Years later, the explanation to cover the attempt to remove President Gbagbo would be a rosary of incongruities. In May 2010, Michèle AlliotMarie stated under oath to Judge Sabine Kheris that the column of tanks that “lost its way” and ended up in front of the Presidential Palace was going to secure the residence of the French Ambassador, which was contiguous to Gbagbo’s residence. Her statement was contradicted by General Poncet and the officer whose mission was to guide the column. While General Poncet explained that the French guide panicked and got lost on his way to Hôtel Ivoire, the French guide stated that, indeed, he got lost on his way to Hôtel Ivoire, but not because he panicked.
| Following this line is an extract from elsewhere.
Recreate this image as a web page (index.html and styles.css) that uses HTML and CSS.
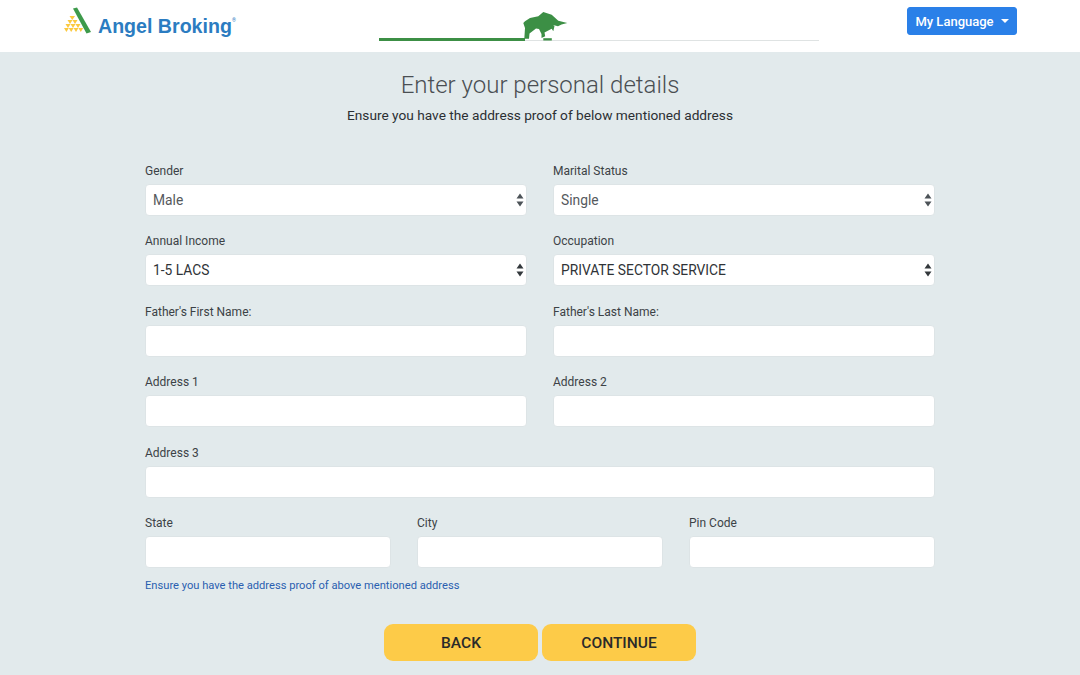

His GPS instruments panicked and gave him false information. It was General Poncet’s deputy, General Renaud Malaussène, who finally stopped the runaround and told the truth about the events of November 6–8, from the attack on the Bouaké French military camp to the story of the “lost tanks”: There was a political project in place to install Ouattara and get rid of Gbagbo, who was an intelligent, cultured, and refined man, who had weathered many crises, and who, deep in his heart, loves France…. I am convinced that it was not Gbagbo’s intention to kill any French soldier. Someone in his entourage took that initiative without his knowing…. I believe that the presidential camp fell in a trap.14

The political project to put Ouattara in Gbagbo’s place finally succeeded on April 11, 2011, because a spineless Ban Ki-Moon and a weak Obama in search of gumption blindly followed Sarkozy in his illegal Ivorian adventure. Today, Gbagbo is sitting at the International Criminal Court under false accusations while in Côte d’Ivoire a dictatorship propped up by the international community is festering in the Ivorian social fabric.